- The Washington Times - Monday, June 4, 2012

A decade-old deal struck between a developer and Fairfax County forced a Springfield residential community for the elderly to foot the bill for a $117,000-a-year shuttle service residents say nobody wanted or needed.

As part of a deal with the county, Rolling Woods LLC and Brookfield Washington Inc., developers of a 91-unit, 150-resident community, agreed to provide shuttle service three times a day between the community, the closest Metro station, and local shopping.

The shuttle ran 17 trips a day from the community to the Metro, the mall and Springfield Plaza along Old Keene Mill Road - and was empty on a near-daily basis. Empty, that is, aside from the shuttles to the Metro, which were used by people living elsewhere.

Once it became clear that the demand wasn’t there, however, the contract was canceled and replaced with a much thriftier deal - a $17,000 annual arrangement with Springfield Cab.

The service ran five days a week - twice in the morning to the Metro and twice in the evening. It had four riders a week - then one - before it ended, again due to lack of demand.

But the county ruled in 2006 that the condominium owners association is obligated to provide the shuttle service - raising potential legal issues.

The deal, known as a “proffer” - a concession or agreement frequently made between localities and developers putting up new buildings - was approved by the county in this casebecause the development was classified as housing for the elderly, which also allows developers to provide more affordable housing units with less open space. The area is a development for people 55 years and older, however, it’s not a retirement community, and many residents still drive.

Attorneys’ fees to process an application to change the proffer would run into the thousands of dollars, and any change would still ultimately need approval from the county Board of Supervisors. Under one scenario, the board could approve the “Proffer Condition Amendment” and rescind the requirement, or the community could find a cost-effective way to satisfy the minimal demand for the service.

Residents have said that since nobody uses the service, nobody really misses it, but that the requirement is still unnecessary and unreasonable, given the demographics of the community and the lack of demand.

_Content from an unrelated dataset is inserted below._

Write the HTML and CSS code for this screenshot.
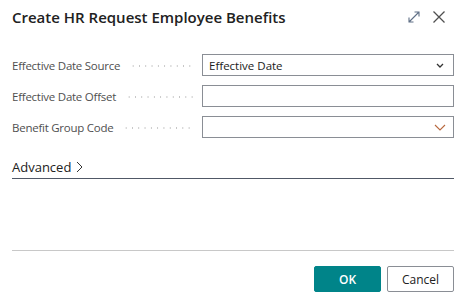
FILE: index.html
```html
<!DOCTYPE html>
<html>
<head>
<meta charset="utf-8">
<link rel="stylesheet" href="styles.css">
</head>
<body>
<div class="dialog">
  <div class="header">
    <h1 class="title">Create HR Request Employee Benefits</h1>
    <div class="header-icons">
      <svg class="icon" width="14" height="14" viewBox="0 0 14 14">
        <path d="M2 12 L12 2 M7.5 2 H12 V6.5 M2 7.5 V12 H6.5" fill="none" stroke="#5f6f86" stroke-width="1.1"/>
      </svg>
      <svg class="icon" width="14" height="14" viewBox="0 0 14 14">
        <path d="M1.5 1.5 L12.5 12.5 M12.5 1.5 L1.5 12.5" fill="none" stroke="#505050" stroke-width="1.3"/>
      </svg>
    </div>
  </div>
  <div class="fields">
    <div class="row">
      <label class="label">Effective Date Source</label>
      <span class="leader"></span>
      <div class="control">
        <span class="value">Effective Date</span>
        <svg class="chev-small" width="8" height="5" viewBox="0 0 8 5"><path d="M1 1 L4 4 L7 1" fill="none" stroke="#333" stroke-width="1.3"/></svg>
      </div>
    </div>
    <div class="row">
      <label class="label">Effective Date Offset</label>
      <span class="leader"></span>
      <div class="control"></div>
    </div>
    <div class="row">
      <label class="label">Benefit Group Code</label>
      <span class="leader"></span>
      <div class="control">
        <span class="value"></span>
        <svg class="chev-large" width="12" height="7" viewBox="0 0 12 7"><path d="M1 1 L6 6 L11 1" fill="none" stroke="#b8693f" stroke-width="1.1"/></svg>
      </div>
    </div>
  </div>
  <div class="advanced">
    <span class="adv-text">Advanced</span>
    <svg class="adv-chev" width="7" height="12" viewBox="0 0 7 12"><path d="M1 1 L6 6 L1 11" fill="none" stroke="#333" stroke-width="1"/></svg>
  </div>
  <div class="spacer"></div>
  <div class="footer">
    <button class="btn btn-primary">OK</button>
    <button class="btn btn-secondary">Cancel</button>
  </div>
</div>
</body>
</html>
```

FILE: styles.css
```css
* { box-sizing: border-box; }
html, body { margin: 0; padding: 0; background: #fff; }
body {
  font-family: "Open Sans", "Noto Sans", sans-serif;
  color: #212121;
  width: 466px;
  height: 299px;
  overflow: hidden;
}
.dialog {
  display: flex;
  flex-direction: column;
  height: 299px;
  padding: 0 12px;
}
.header {
  display: flex;
  align-items: center;
  justify-content: space-between;
  height: 32px;
  padding-top: 1px;
}
.title {
  margin: 0;
  font-size: 15px;
  font-weight: 600;
  color: #212121;
  letter-spacing: 0;
}
.header-icons {
  display: flex;
  gap: 11px;
  margin-right: 8px;
}
.icon { display: block; }
.fields {
  display: flex;
  flex-direction: column;
  gap: 9px;
  margin-top: 22px;
}
.row {
  display: flex;
  align-items: center;
  height: 22px;
}
.label {
  font-size: 11.5px;
  color: #4f4f4f;
  white-space: nowrap;
  letter-spacing: -0.25px;
}
.leader {
  flex: 1;
  align-self: center;
  height: 2px;
  margin: 2px 9px 0 10px;
  background-image: radial-gradient(circle, #c4c4c4 0.7px, transparent 0.9px);
  background-size: 6.3px 2px;
  background-position: 0 center;
  background-repeat: repeat-x;
}
.control {
  width: 252px;
  height: 22px;
  border: 1px solid #8a8e95;
  display: flex;
  align-items: center;
  justify-content: space-between;
  padding: 0 8px 0 6px;
}
.value {
  font-size: 11.5px;
  color: #212121;
}
.chev-small { display: block; margin-right: 1px; }
.chev-large { display: block; margin-right: -1px; }
.advanced {
  display: flex;
  align-items: center;
  gap: 5px;
  margin-top: 19px;
  padding-bottom: 2px;
  border-bottom: 1px solid #505866;
  height: 22px;
}
.adv-text {
  font-size: 13px;
  color: #212121;
}
.adv-chev { display: block; }
.spacer { height: 71px; }
.footer {
  display: flex;
  justify-content: flex-end;
  gap: 6px;
  border-top: 1px solid #c8c8c8;
  padding-top: 15px;
}
.btn {
  font-family: "Open Sans", "Noto Sans", sans-serif;
  font-size: 12px;
  width: 67px;
  height: 26px;
  border-radius: 2px;
  cursor: pointer;
}
.btn-primary {
  background: #008489;
  border: 1px solid #008489;
  color: #fff;
  font-weight: 600;
}
.btn-secondary {
  background: #fff;
  border: 1px solid #8a8e95;
  color: #212121;
}
```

Though the zoning area is tied to requirements for housing for the elderly, the mandated transit service mirrors part of the county’s Transportation Demand Management (TDM) program. TDM requires developers to encourage ride sharing, biking, walking and other alternate forms of transportation - depending on factors like access to transit and the kind of development - for their plans to be approved by the county.

Supervisor Pat Herrity, Springfield Republican, acknowledged that some of the TDM plans are effective, but said that others are not.

“The county continues to require TDMs despite not ever performing an analysis of the actual successes or failures of TDMs,” he said.

But Supervisor John W. Foust, Dranesville Democrat, said that the county is studying them, and is looking at how to make them more effective as long-term planning for the massive redevelopment of Tysons Corner continues.

“There’s so many different tools in the TDM tool bag,” he said. “I know that they are working in some of the places that we use them.”